* _EXERCISE AIM_:
Images are not part of the copy; transcribe all the data exactly.

* _SUPPLIED INFORMATION_:
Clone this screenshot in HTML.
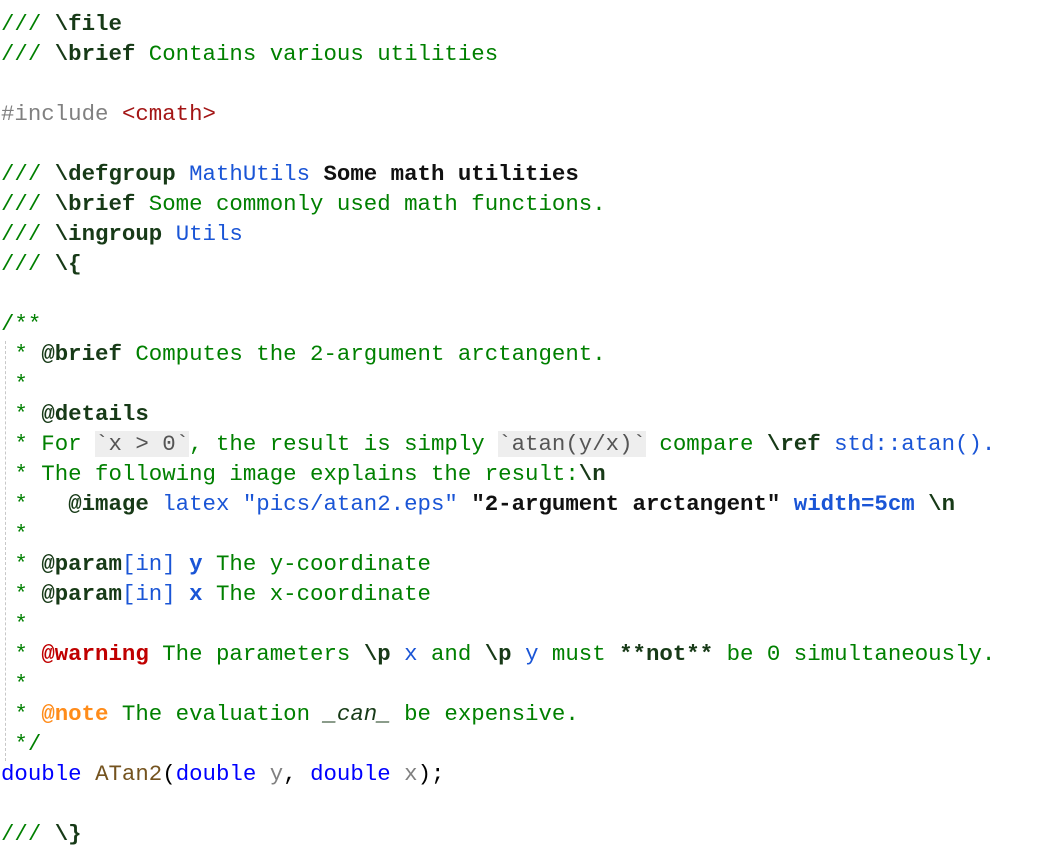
<!DOCTYPE html>
<html><head><meta charset="utf-8"><style>
html,body{margin:0;padding:0;background:#fff;width:1037px;height:855px;overflow:hidden}
pre{margin:0;padding:9px 0 0 1px;font-family:"Liberation Mono",monospace;font-size:22.4px;line-height:30px;color:#008000;position:relative}
.g{position:absolute;left:5px;top:341px;height:420px;border-left:1px dashed #c8c8c8}
.t{color:#173a17;font-weight:bold}
.r{color:#1a55d6}
.rb{color:#1a55d6;font-weight:bold}
.k{color:#111;font-weight:bold}
.pp{color:#808080}
.s{color:#a31515}
.c{background:#eeeeee;color:#555}
.w{color:#c00000;font-weight:bold}
.n{color:#ff8c1a;font-weight:bold}
.kw{color:#0000ff}
.f{color:#74531f}
.p{color:#808080}
.d{color:#000}
</style></head><body><pre><div class="g"></div>/// <span class="t">\file</span>
/// <span class="t">\brief</span> Contains various utilities

<span class="pp">#include</span> <span class="s">&lt;cmath&gt;</span>

/// <span class="t">\defgroup</span> <span class="r">MathUtils</span> <span class="k">Some math utilities</span>
/// <span class="t">\brief</span> Some commonly used math functions.
/// <span class="t">\ingroup</span> <span class="r">Utils</span>
/// <span class="t">\{</span>

/**
 * <span class="t">@brief</span> Computes the 2-argument arctangent.
 *
 * <span class="t">@details</span>
 * For <span class="c">`x &gt; 0`</span>, the result is simply <span class="c">`atan(y/x)`</span> compare <span class="t">\ref</span> <span class="r">std::atan().</span>
 * The following image explains the result:<span class="t">\n</span>
 *   <span class="t">@image</span> <span class="r">latex</span> <span class="r">"pics/atan2.eps"</span> <span class="k">"2-argument arctangent"</span> <span class="rb">width=5cm</span> <span class="t">\n</span>
 *
 * <span class="t">@param</span><span class="r">[in]</span> <span class="rb">y</span> The y-coordinate
 * <span class="t">@param</span><span class="r">[in]</span> <span class="rb">x</span> The x-coordinate
 *
 * <span class="w">@warning</span> The parameters <span class="t">\p</span> <span class="r">x</span> and <span class="t">\p</span> <span class="r">y</span> must <span class="t">**not**</span> be 0 simultaneously.
 *
 * <span class="n">@note</span> The evaluation <i style="color:#173a17">_can_</i> be expensive.
 */
<span class="kw">double</span> <span class="f">ATan2</span><span class="d">(</span><span class="kw">double</span> <span class="p">y</span><span class="d">,</span> <span class="kw">double</span> <span class="p">x</span><span class="d">);</span>

/// <span class="t">\}</span>
</pre></body></html>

* _OUTPUT BELOW_:
Clone this screenshot in HTML.
<!DOCTYPE html>
<html><head><meta charset="utf-8"><style>
html,body{margin:0;padding:0;background:#fff;width:1037px;height:855px;overflow:hidden}
pre{margin:0;padding:9px 0 0 1px;font-family:"Liberation Mono",monospace;font-size:22.4px;line-height:30px;color:#008000;position:relative}
.g{position:absolute;left:5px;top:341px;height:420px;border-left:1px dashed #c8c8c8}
.t{color:#173a17;font-weight:bold}
.r{color:#1a55d6}
.rb{color:#1a55d6;font-weight:bold}
.k{color:#111;font-weight:bold}
.pp{color:#808080}
.s{color:#a31515}
.c{background:#eeeeee;color:#555}
.w{color:#c00000;font-weight:bold}
.n{color:#ff8c1a;font-weight:bold}
.kw{color:#0000ff}
.f{color:#74531f}
.p{color:#808080}
.d{color:#000}
</style></head><body><pre><div class="g"></div>/// <span class="t">\file</span>
/// <span class="t">\brief</span> Contains various utilities

<span class="pp">#include</span> <span class="s">&lt;cmath&gt;</span>

/// <span class="t">\defgroup</span> <span class="r">MathUtils</span> <span class="k">Some math utilities</span>
/// <span class="t">\brief</span> Some commonly used math functions.
/// <span class="t">\ingroup</span> <span class="r">Utils</span>
/// <span class="t">\{</span>

/**
 * <span class="t">@brief</span> Computes the 2-argument arctangent.
 *
 * <span class="t">@details</span>
 * For <span class="c">`x &gt; 0`</span>, the result is simply <span class="c">`atan(y/x)`</span> compare <span class="t">\ref</span> <span class="r">std::atan().</span>
 * The following image explains the result:<span class="t">\n</span>
 *   <span class="t">@image</span> <span class="r">latex</span> <span class="r">"pics/atan2.eps"</span> <span class="k">"2-argument arctangent"</span> <span class="rb">width=5cm</span> <span class="t">\n</span>
 *
 * <span class="t">@param</span><span class="r">[in]</span> <span class="rb">y</span> The y-coordinate
 * <span class="t">@param</span><span class="r">[in]</span> <span class="rb">x</span> The x-coordinate
 *
 * <span class="w">@warning</span> The parameters <span class="t">\p</span> <span class="r">x</span> and <span class="t">\p</span> <span class="r">y</span> must <span class="t">**not**</span> be 0 simultaneously.
 *
 * <span class="n">@note</span> The evaluation <i style="color:#173a17">_can_</i> be expensive.
 */
<span class="kw">double</span> <span class="f">ATan2</span><span class="d">(</span><span class="kw">double</span> <span class="p">y</span><span class="d">,</span> <span class="kw">double</span> <span class="p">x</span><span class="d">);</span>

/// <span class="t">\}</span>
</pre></body></html>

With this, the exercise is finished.